Driving Retail Innovation Through Experience Research
Company: Best Buy
Date: 2018-2019
Brief: Led end-to-end UX research initiatives focused on improving the tools and services used by Best Buy’s in-store employees. Partnered closely with business stakeholders to uncover friction in the selling experience and identify opportunities to better support employees in delivering customer value.
High Level
My Role:
Planned and executed exploratory, evaluative, and concept testing research.
Facilitated cross-functional workshops to align on insights and opportunities.
Developed journey maps to visualize the end-to-end employee experience.
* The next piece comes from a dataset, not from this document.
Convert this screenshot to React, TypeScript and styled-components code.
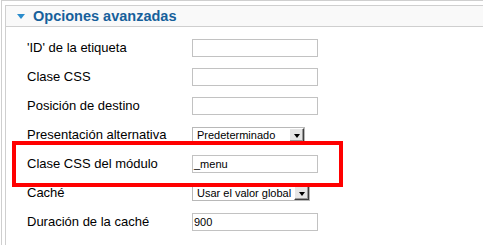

Established a research baseline for key selling tools to guide future decisions.
Opportunities:
Gaps in tool usability impacting employee efficiency during sales interactions.
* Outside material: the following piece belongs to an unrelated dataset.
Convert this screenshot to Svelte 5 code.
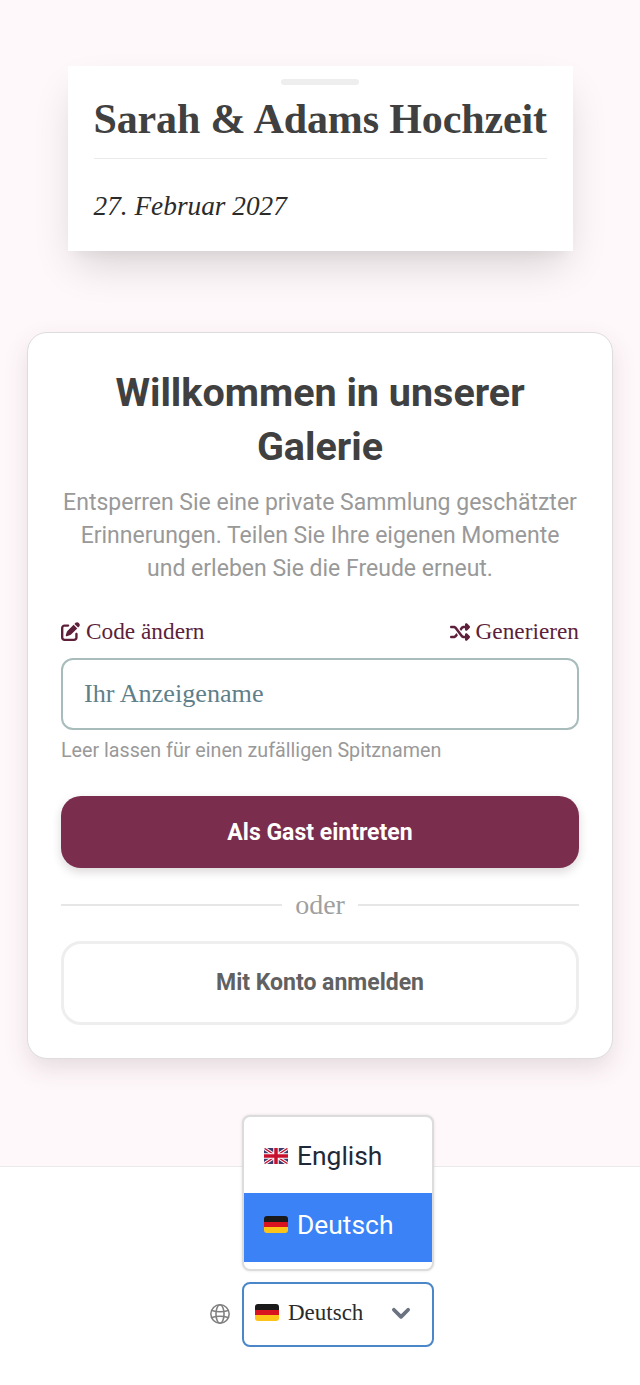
<script>
  let name = $state('');
  const languages = ['English', 'Deutsch'];
</script>

<main class="page">
  <section class="title-card">
    <div class="handle"></div>
    <h1>Sarah &amp; Adams Hochzeit</h1>
    <p class="date">27. Februar 2027</p>
  </section>

  <section class="welcome">
    <h2>Willkommen in unserer Galerie</h2>
    <p class="intro">Entsperren Sie eine private Sammlung geschätzter Erinnerungen. Teilen Sie Ihre eigenen Momente und erleben Sie die Freude erneut.</p>

    <div class="links">
      <a href="#code">
        <svg viewBox="0 0 512 512" width="19" height="19"><path fill="currentColor" d="M471.6 21.7c-21.9-21.9-57.3-21.9-79.2 0L362.3 51.7l97.9 97.9 30.1-30.1c21.9-21.9 21.9-57.3 0-79.2L471.6 21.7zm-299.2 220c-6.1 6.1-10.8 13.6-13.5 21.9l-29.6 88.8c-2.9 8.6-.6 18.1 5.8 24.6s15.9 8.7 24.6 5.8l88.8-29.6c8.2-2.7 15.7-7.4 21.9-13.5L437.7 172.3 339.7 74.3 172.4 241.7zM96 64C43 64 0 107 0 160V416c0 53 43 96 96 96H352c53 0 96-43 96-96V320c0-17.7-14.3-32-32-32s-32 14.3-32 32v96c0 17.7-14.3 32-32 32H96c-17.7 0-32-14.3-32-32V160c0-17.7 14.3-32 32-32h96c17.700 0 32-14.3 32-32s-14.3-32-32-32H96z"/></svg>
        Code ändern
      </a>
      <a href="#generate">
        <svg viewBox="0 0 512 512" width="20" height="20"><path fill="currentColor" d="M403.8 34.4c12-5 25.7-2.2 34.9 6.9l64 64c6 6 9.4 14.1 9.4 22.6s-3.4 16.6-9.4 22.6l-64 64c-9.2 9.2-22.9 11.9-34.9 6.9s-19.8-16.6-19.8-29.6V160H352c-10.1 0-19.6 4.7-25.6 12.8L284 229.3 244 176l31.2-41.6C293.3 110.2 321.8 96 352 96h32V64c0-12.9 7.8-24.6 19.8-29.6zM164 282.7L204 336l-31.2 41.6C154.7 401.8 126.2 416 96 416H32c-17.7 0-32-14.3-32-32s14.3-32 32-32H96c10.1 0 19.6-4.7 25.6-12.8L164 282.7zm274.6 188c-9.2 9.2-22.9 11.9-34.9 6.9s-19.8-16.6-19.8-29.6V416H352c-30.2 0-58.7-14.2-76.8-38.4L121.6 172.8c-6-8.1-15.5-12.8-25.6-12.8H32c-17.7 0-32-14.3-32-32s14.3-32 32-32H96c30.2 0 58.7 14.2 76.8 38.4L326.4 339.2c6 8.1 15.5 12.8 25.6 12.8h32V320c0-12.9 7.8-24.6 19.8-29.6s25.7-2.2 34.9 6.9l64 64c6 6 9.4 14.1 9.4 22.6s-3.4 16.6-9.4 22.6l-64 64z"/></svg>
        Generieren
      </a>
    </div>

    <input class="name" type="text" placeholder="Ihr Anzeigename" bind:value={name} />
    <small class="hint">Leer lassen für einen zufälligen Spitznamen</small>

    <button class="primary">Als Gast eintreten</button>
    <div class="divider"><span>oder</span></div>
    <button class="secondary">Mit Konto anmelden</button>
  </section>
</main>

<footer class="footer">
  <div class="lang">
    <svg class="globe" viewBox="0 0 24 24" width="22" height="22" fill="none" stroke="currentColor" stroke-width="1.7">
      <circle cx="12" cy="12" r="10" />
      <ellipse cx="12" cy="12" rx="4.4" ry="10" />
      <path d="M3 8.2c5 1.6 13 1.6 18 0M3 15.8c5-1.6 13-1.6 18 0" />
    </svg>
    <div class="select-wrap">
      <ul class="menu">
        {#each languages as lang}
          <li class:active={lang === 'Deutsch'}>
            {#if lang === 'English'}
              <svg class="flag" viewBox="0 0 24 16" width="24" height="16">
                <rect width="24" height="16" fill="#3c3b6e" />
                <path d="M0 0L24 16M24 0L0 16" stroke="#fff" stroke-width="3.4" />
                <path d="M0 0L24 16M24 0L0 16" stroke="#c8102e" stroke-width="1.4" />
                <path d="M12 0V16M0 8H24" stroke="#fff" stroke-width="5.5" />
                <path d="M12 0V16M0 8H24" stroke="#c8102e" stroke-width="3.5" />
              </svg>
            {:else}
              {@render deFlag()}
            {/if}
            {lang}
          </li>
        {/each}
      </ul>
      <div class="select">
        {@render deFlag()}
        <span>Deutsch</span>
        <svg class="chevron" viewBox="0 0 20 20" width="22" height="22" fill="none" stroke="currentColor" stroke-width="3.4" stroke-linecap="round" stroke-linejoin="round"><path d="M3.5 7l6.5 6.5L16.500 7" /></svg>
      </div>
    </div>
  </div>
</footer>

{#snippet deFlag()}
  <span class="de-flag"><i></i><i></i><i></i></span>
{/snippet}

<style>
  :global(body) {
    background: #fff;
    font-family: Roboto, sans-serif;
  }
  .page {
    background: #fff8fa;
    padding: 66px 27px 0;
    display: flex;
    flex-direction: column;
    align-items: center;
    height: 1166px;
    box-sizing: border-box;
  }
  .title-card {
    box-sizing: border-box;
    width: 505px;
    height: 185px;
    background: #fff;
    padding: 0 26px;
    position: relative;
    box-shadow: 0 20px 40px -8px rgba(0, 0, 0, 0.16), 0 8px 12px -6px rgba(0, 0, 0, 0.05);
  }
  .handle {
    position: absolute;
    top: 13px;
    left: 213px;
    width: 78px;
    height: 6px;
    border-radius: 3px;
    background: #eee;
  }
  h1 {
    margin: 0;
    padding: 26px 0 12px;
    font: 700 42px/54px "Liberation Serif", serif;
    letter-spacing: -0.13px;
    color: #404040;
    border-bottom: 1px solid #eaeaea;
    white-space: nowrap;
  }
  .date {
    margin: 29px 0 0;
    font: italic 400 27.3px/36px "Liberation Serif", serif;
    color: #2b2b2b;
  }
  .welcome {
    box-sizing: border-box;
    margin-top: 81px;
    width: 586px;
    height: 727px;
    background: #fff;
    border: 1px solid #ddd;
    border-radius: 20px;
    padding: 33px 33px 0;
    box-shadow: 0 10px 25px rgba(60, 40, 45, 0.13);
  }
  h2 {
    margin: 0;
    font: 700 39.5px/54px Roboto, sans-serif;
    color: #404040;
    text-align: center;
  }
  .intro {
    margin: 12px 0 0;
    font: 400 23px/33px Roboto, sans-serif;
    color: #999;
    text-align: center;
  }
  .links {
    margin-top: 30px;
    display: flex;
    justify-content: space-between;
    align-items: center;
    height: 33px;
  }
  .links a {
    display: flex;
    align-items: center;
    gap: 6px;
    font: 400 23.3px/33px "Liberation Serif", serif;
    color: #5e1f3a;
    text-decoration: none;
  }
  .name {
    display: block;
    box-sizing: border-box;
    width: 100%;
    height: 72px;
    margin-top: 10px;
    padding: 0 21px;
    border: 2px solid #a9bcbc;
    border-radius: 12px;
    background: #fff;
    font: 400 26.2px "Liberation Serif", serif;
    color: #404040;
    outline: none;
  }
  .name::placeholder {
    color: #5f7f8a;
    opacity: 1;
  }
  .hint {
    display: block;
    margin-top: 7px;
    font: 400 19.7px/27px Roboto, sans-serif;
    color: #999;
  }
  button {
    display: block;
    box-sizing: border-box;
    width: 100%;
    font-family: Roboto, sans-serif;
    font-weight: 700;
    cursor: pointer;
  }
  .primary {
    margin-top: 32px;
    height: 72px;
    border: none;
    border-radius: 20px;
    background: #7b2d4d;
    color: #fff;
    font-size: 23px;
    box-shadow: 0 4px 10px rgba(60, 40, 45, 0.18);
  }
  .divider {
    margin-top: 20px;
    height: 33px;
    display: flex;
    align-items: center;
    gap: 13px;
    font: 400 28px/33px "Liberation Serif", serif;
    color: #a0a0a0;
  }
  .divider::before,
  .divider::after {
    content: '';
    flex: 1;
    height: 2px;
    background: #e6e6e6;
  }
  .secondary {
    margin-top: 20px;
    height: 84px;
    padding-bottom: 2px;
    border: 3px solid #eee;
    border-radius: 20px;
    background: #fff;
    color: #616161;
    font-size: 23px;
  }
  .footer {
    height: 219px;
    box-sizing: border-box;
    background: #fff;
    border-top: 1px solid #eaeaea;
    padding-top: 115px;
    display: flex;
    justify-content: center;
  }
  .lang {
    display: flex;
    align-items: center;
    gap: 11px;
    height: 65px;
    margin-left: 3px;
    margin-top: -1px;
    color: #808080;
  }
  .select-wrap {
    position: relative;
    width: 192px;
    margin-top: 1px;
  }
  .select {
    box-sizing: border-box;
    height: 65px;
    display: flex;
    align-items: center;
    gap: 9px;
    padding: 0 20px 3px 11px;
    border: 2px solid #4a86c8;
    border-radius: 8px;
    background: #fff;
    font: 400 23px "Liberation Serif", serif;
    color: #2b2b2b;
  }
  .select span:not(.de-flag) {
    flex: 1;
  }
  .chevron {
    color: #6b7280;
  }
  .menu {
    position: absolute;
    left: 0;
    right: 0;
    bottom: 76px;
    margin: 0;
    padding: 1px 0 0;
    box-sizing: border-box;
    list-style: none;
    height: 156px;
    background: #fff;
    border: 2px solid #dcdcdc;
    border-radius: 8px;
    box-shadow: 0 0 3px rgba(0, 0, 0, 0.12);
    font: 400 26.4px/40px Roboto, sans-serif;
    color: #1f2937;
  }
  .menu li {
    box-sizing: border-box;
    height: 69px;
    display: flex;
    align-items: center;
    gap: 9px;
    padding: 0 0 5px 20px;
    margin-top: 6px;
  }
  .menu li.active {
    margin-top: 0;
    background: #3b82f6;
    color: #fff;
  }
  .flag {
    flex: none;
    border-radius: 2px;
  }
  .de-flag {
    flex: none;
    width: 24px;
    height: 17px;
    border-radius: 3px;
    overflow: hidden;
    display: flex;
    flex-direction: column;
  }
  .de-flag i {
    flex: 1;
    background: #1a1a1a;
  }
  .de-flag i:nth-child(2) {
    background: #d8121f;
  }
  .de-flag i:nth-child(3) {
    background: #fcc419;
  }
</style>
Inconsistencies across the selling journey that created friction for employees.
Opportunities to better support decision-making in real-time customer conversations.
Recommendations Provided:
Informed prioritization of future feature development across selling tools.
Delivered actionable recommendations that improved usability and workflow efficiency.
Enabled teams to align around a shared understanding of the employee experience.
Research Process
Phase 1: Scoping
To me, scoping research consists of identifying goals, setting objectives, determining methodology, and providing a vision for the end result of your work. All of this means communicating with your team as much as it takes to make sure everyone is in alignment throughout the process.
I do this by meeting both formally and informally with team members and planning out the project in advance. Throughout this intake process, I am looking for what the team needs to know to have confidence moving forward, and I collaborate to identify how we might gain this knowledge.
Phase 2: Conducting Research
Once the team has aligned on a strategy for getting the information they need, it comes time to conduct the research. Some methodologies I have used include:
Observations
Interviewing
Usability Testing
Concept Testing
Secondary Research
Surveys
Phase 3: Analyzing Data
As a researcher, this has been one of my favorite aspects of the process - synthesizing and analyzing data. Since much of my past experience deals with quantitative data, I have enjoyed the chance to focus on a lot of qualitative studies. Making sense of rich information and tying together concepts and patterns in a way that is easily digestible and actionable to others is really the crux of being a researcher to me.
Phase 4: Consulting the team
Once research has been synthesized and can be passed along to inform and make recommendations, the job becomes to facilitate a shared understanding of the findings and continue to consult as needed with the business and other stakeholders.
Journey Mapping & Workshop Facilitation
Why make a map?
Cross functional collaboration.
Alignment across the organization on a common story.
The distribution of research findings.
An opportunity to address pain points.
A unique perspective - starting from the view of the employee instead of the business.